A&M vs. Army: Matchup Breakdown

As the Aggies look to rebound after the Miami game and prepare for Big 12 play, the Black Knights of Army come to Kyle Field in what should be a great matchup for A&M. Both teams began the season with slow starts, as Texas A&M holds the only win between the pair, and sits at 1-2. The Aggies are 0-2 on Kyle Field this season, and must win the battle in the following areas to improve on that mark.

A&M Passing Game vs. Army Secondary

With rumors of Stephen McGee being ready for Saturday's ballgame, this should be an excellent chance to test out both quarterbacks in preparation for Big 12 play. While the Black Knight secondary has only allowed 169 passing yards per game through 3 games with a high of 204, opposing quarterbacks have completed a solid 65% of their passes for a pass efficiency rating of 139.34.
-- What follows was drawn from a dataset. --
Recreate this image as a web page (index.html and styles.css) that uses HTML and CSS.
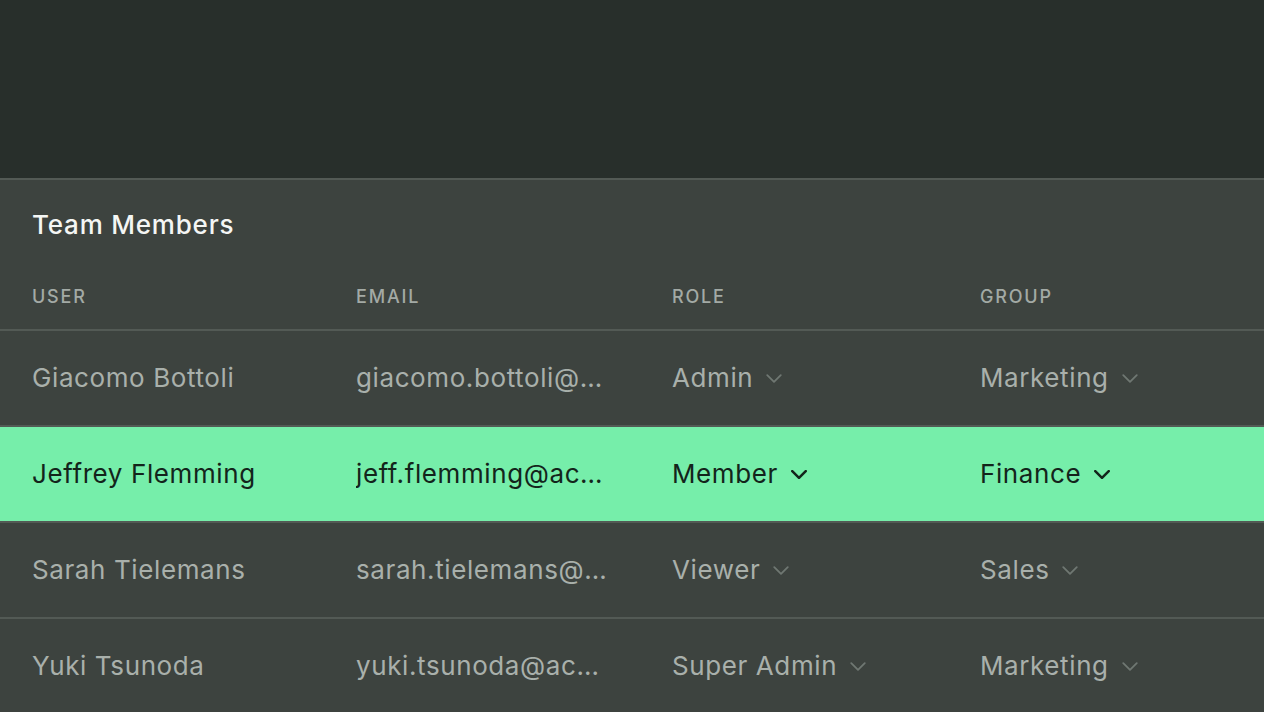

Look for Jeff Fuller to tie or break the freshmen record for wide receiver touchdowns on Saturday, as none of the Army cornerbacks have the size to effectively contain him. The one thing army does well in the secondary is limiting the big play, as their opponents have only completed one pass over 30 yards. The Aggies may have to continue to rely on intermediate passes to move down the field.

Advantage: Texas A&M

A&M Running Game vs. Army Defensive Front

The Army front seven has been average at best against their 3 opponents, yielding 4 yards per rush and 140 yards per game this year. More importantly, they have allowed these yards to backs nowhere near the caliber of Mike Goodson, Cyrus Gray, Bradley Stephens, or Keondra Smith. The Black Knights are led by sophomore defensive end Josh McNary, who hails from Houston and leads the team in tackles with 25, including 3 for a loss.

Another big story line will be the carries, or lack of, of fullback Jorvorskie Lane. Attitude and weight aside, Jorvorskie remains one of, if not the, premier scoring threat in the Big 12, and at the very least utilizing Lane will give Big 12 coaches yet another stud back to have to plan against.

If Texas A&M can limit the turnovers on offense, they should have a monster game. I believe coach Mike Sherman will open up the offense for his two quarterbacks, tipping his hand to fans and fellow coaches as to what this offense is capable of, and in the process giving his players confidence that they can be a success heading into conference play.

Advantage: Texas A&M

Army Passing Game vs. A&M Seconday

The Army passing game is virtually non-existent, due largely to the veer attack new coach Stan Brock has instilled. However, Army is further hampered by their transparency of their attack. Carson Williams is the quarterback for passing downs, having thrown 33 of their 39 total attempts, while Chip Bowden is the QB used largely for the normal offense, with 35 rush attempts compared to only 4 passes.

In total, the Black Knights have thrown for only 232 yards all season, which, for those of you keeping score at home, is 43 yards less that Texas A&M quarterback Jerrod Johnson threw for in his starting debut against a much tougher defense than Army has seen thus far. With the Aggies able to accurately predict the nature of the offensive play before the ball is snapped, the secondary should have no problem holding Army to under 100 yards of total offense through the air.

Advantage: Texas A&M

Army Running Game vs. A&M Defensive Front

This is the one area of the game that could test Texas A&M's ability. With the veer running attack, gap assignments are crucial, and the young linebackers for the Aggies have not yet shown that they can consistently fill their lane. Texas A&M has given up an abysmal 5.7 yards per rush, and has allowed it's 3 opponents to run for an average of 210 yards per game.

Senior Colin Mooney, another Houston native, will lead the rushing charge for the Black Knights, but Army likes to rotate in many players in its rushing attack, with 10 players having over 5 rushing attempts so far this year. Given the lack of a passing game, it will be interesting to see if defensive coordinator Joe Kines chooses to blitz as frequently as he has done in the past, or stick to a base defense and allow his young linebacking corps to make the correct reads.

Advantage: Push

A&M Special Teams vs. Army Special Teams

In a classic case of the stoppable force and the movable object, Texas A&M has returned 15 kickoffs this year for a disappointing 15.6 yard average, while the Black Knights of Army has allowed an astonishing 215 yards of returns on only 5 kickoffs, for a 43 yard average. The battle of field position will be in A&M's favor due to the punting game, however, as senior Justin Brantly averages 10 more yards per kick than the Black Knights' squad, with a 46 yard average.

In the Black Knights' favor, however, is the field goal kicking unit, with Matthew Campbell perfect on the year at 2 for 2, while Richie Bean is a frustrating 1 for 4. Army's best return man is sophomore Patrick Mealy with a 23 yard return average, which is a number he should again reach as the Aggies allow that same average of yards per kick. Overall, the Aggies should reap the rewards from putting most of its playmakers on the field in the return game, and hopefully will not have to rely too heavily to be successful.